We have a real tree, and recycle it when we are done.  We need a big tree with lots of branches, of course, and some years we tend to overdo it.  One year, we cut our own tree, and brought it home to discover that the tree that looked

quite reasonable out in the tree lot with the other trees was actually too big for our house.  We cut the top off and installed it as best we could, but as well as being too tall, it was also extremely fat.  It was so fat that it almost totally filled the double-wide doorway from our kitchen to our living room.  After it was all decorated and lovely looking, we were playing a rousing game of Dutch Blitz in the kitchen, and we heard an almighty crash.  It was our tree.  It had not really fallen over since it was so fat at the bottom.  It was more like a loud, fast rollover.  Fortunately, only one ornament was damaged, but it was not destroyed, and it still sits on our tree every year.

This year’s tree was wrapped when my husband bought it, and once we got it inside and unwrapped, we discovered it was shaped like a scalene triangle, rather than the ideal Isosceles shape (in an aside, I think maybe that is the first time I have ever used anything from grade 11 geometry...).  In other words, it was a lot fatter on one side than the other. It was duly decorated and of course looked beautiful. 



I love our tree ornaments and all that they represent.  There are, of course, those first ornaments that my husband and I exchanged when we were “just friends” and which now represent so much more: a life shared together and a relationship as a family that has endured and evolved.  There is the handmade ornament that commemorates our first Christmas together as a married couple, and ornaments for the first Christmas of each of our children.  There are our very first ornaments, blown glass trees, birds, and bells and red plastic hearts, which we bought the first year we were married at Stermann’s, a linen shop across the street from our apartment in Westdale and augmented with other ornaments from Eaton’s in downtown Hamilton.  And there is the wooden snowman ornament that belonged to my husband when he was a child.

The vast majority of our ornaments are handmade, many of them by our children.  Like the googly angel with a photo of our daughter’s head on it, made at school or church. Or ornaments that our son made out of craft foam sheets.  The many ornaments we made together over the years represent hours of laughter and fun spent around the kitchen table.  Many years ago, we made those cinnamon applesauce ornaments with cookie cutters; this year, they finally started to go mouldy, and I had to throw them out.  We have ornaments made by kids from our “extended” families, like the cardboard Christmas trees with coloured rice glued on to them.  Every year a bit more of the rice falls off, but after 6 years, they still survive.  There is a paper star ornament made by a Danish exchange student.  We have lovely creations by a former student who lived with us for a school year.  And there are the many ornaments that my mother made, or I made, or others made, and are treasured and admired. 

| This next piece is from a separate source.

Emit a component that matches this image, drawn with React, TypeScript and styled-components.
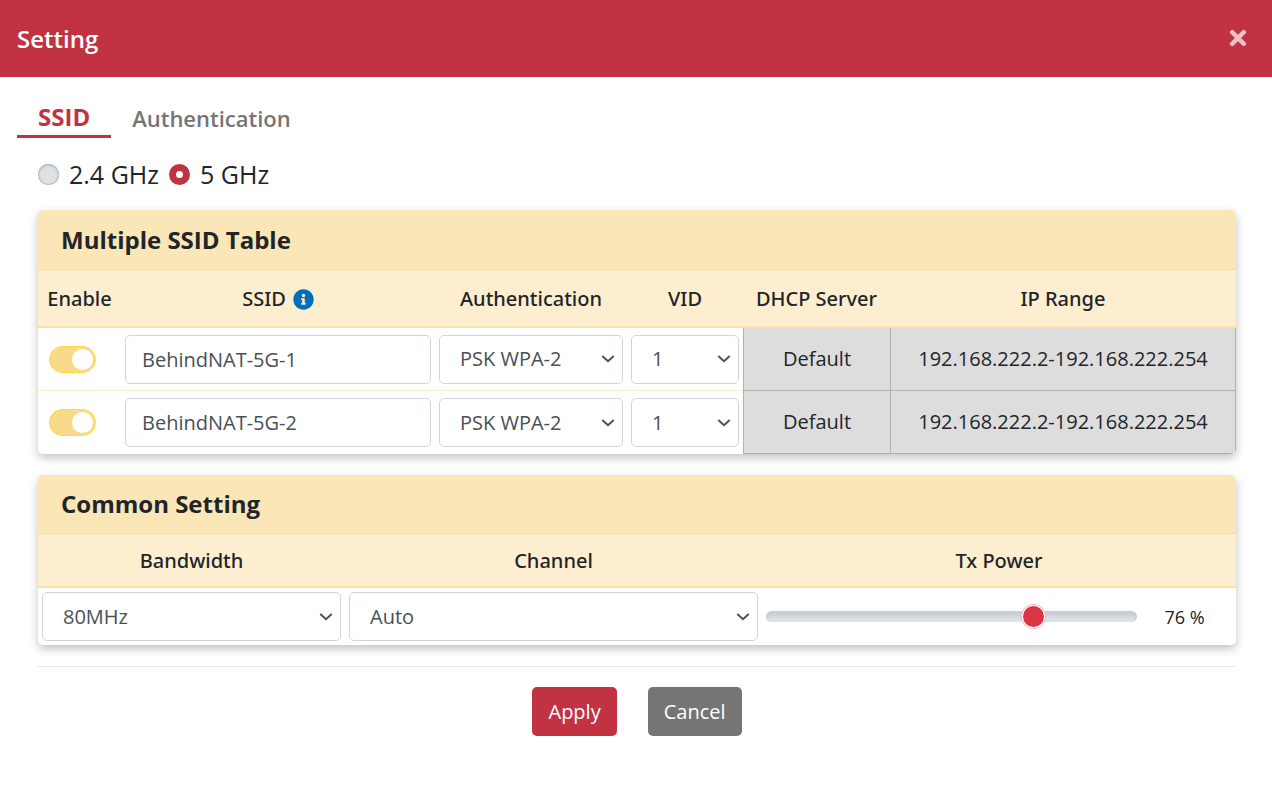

There are poignant ornaments, such as the wooden sheep my dad made for my

son’s first Christmas.  My dad is not alive any more, but we feel his presence when we hang that wooden sheep on the tree.  And the beautiful pear
ornament, handpainted on watercolour paper by a former Mount Allison student who suffered a devastating head injury and had to learn how to paint again.  The pear was one of her first projects.  And this year, a glass matryoshka ornament, which reminds me of my long-gone grandmother; she always had a wooden matryoshka on her shelves that I loved, and it reminds me of my Mennonite heritage. 

Our tree has ornaments that remind us of time spent together in other places, like the paper geisha girl from Japan, where we lived for 4 months in 2000.  And the wooden bison from a Manitoba vacation which included a potentially scary encounter with some real bison in the national park, and the glass ball filled with sand and beach treasures representing a myriad of wonderful times on P.E.I.  And of course, recently added, an Ottawa REDBLACKS Grey Cup ornament

(adapted from a keychain).

Another decoration that we all love is a tree ornament, but it doesn’t actually hang on the tree.  It is a really cheap tin Christmas tree that whirls when you push in a handle to reveal a plastic Santa in the middle.  It probably cost a buck or two.  I think we have had that tree for at least 25 years.  Every year, we think it will be its last Christmas, but it survives.  It might survive us all.


Two of my favourite ornaments depict the Holy Family.  One is a cross-stitched ornament that I made, and framed in a tiny grapevine wreath.  The other was purchased from Ten Thousand Villages, a fair trade organization, and is carved from olive wood from the West Bank.  The wood is gorgeous, and the figures are graceful and evocative.  Apart from its religious significance, it has a great deal of political symbolism too... created in a region which should represent peace and tolerance but instead is filled with conflict and hatred.  I say a prayer for peace every time I see that beautiful figure.

What are your special ornaments?  What do they represent to you?
 

They are only objects, I know.  But for me, they hold so much meaning, love, and symbolism.  I am grateful for every person and every memory that they represent.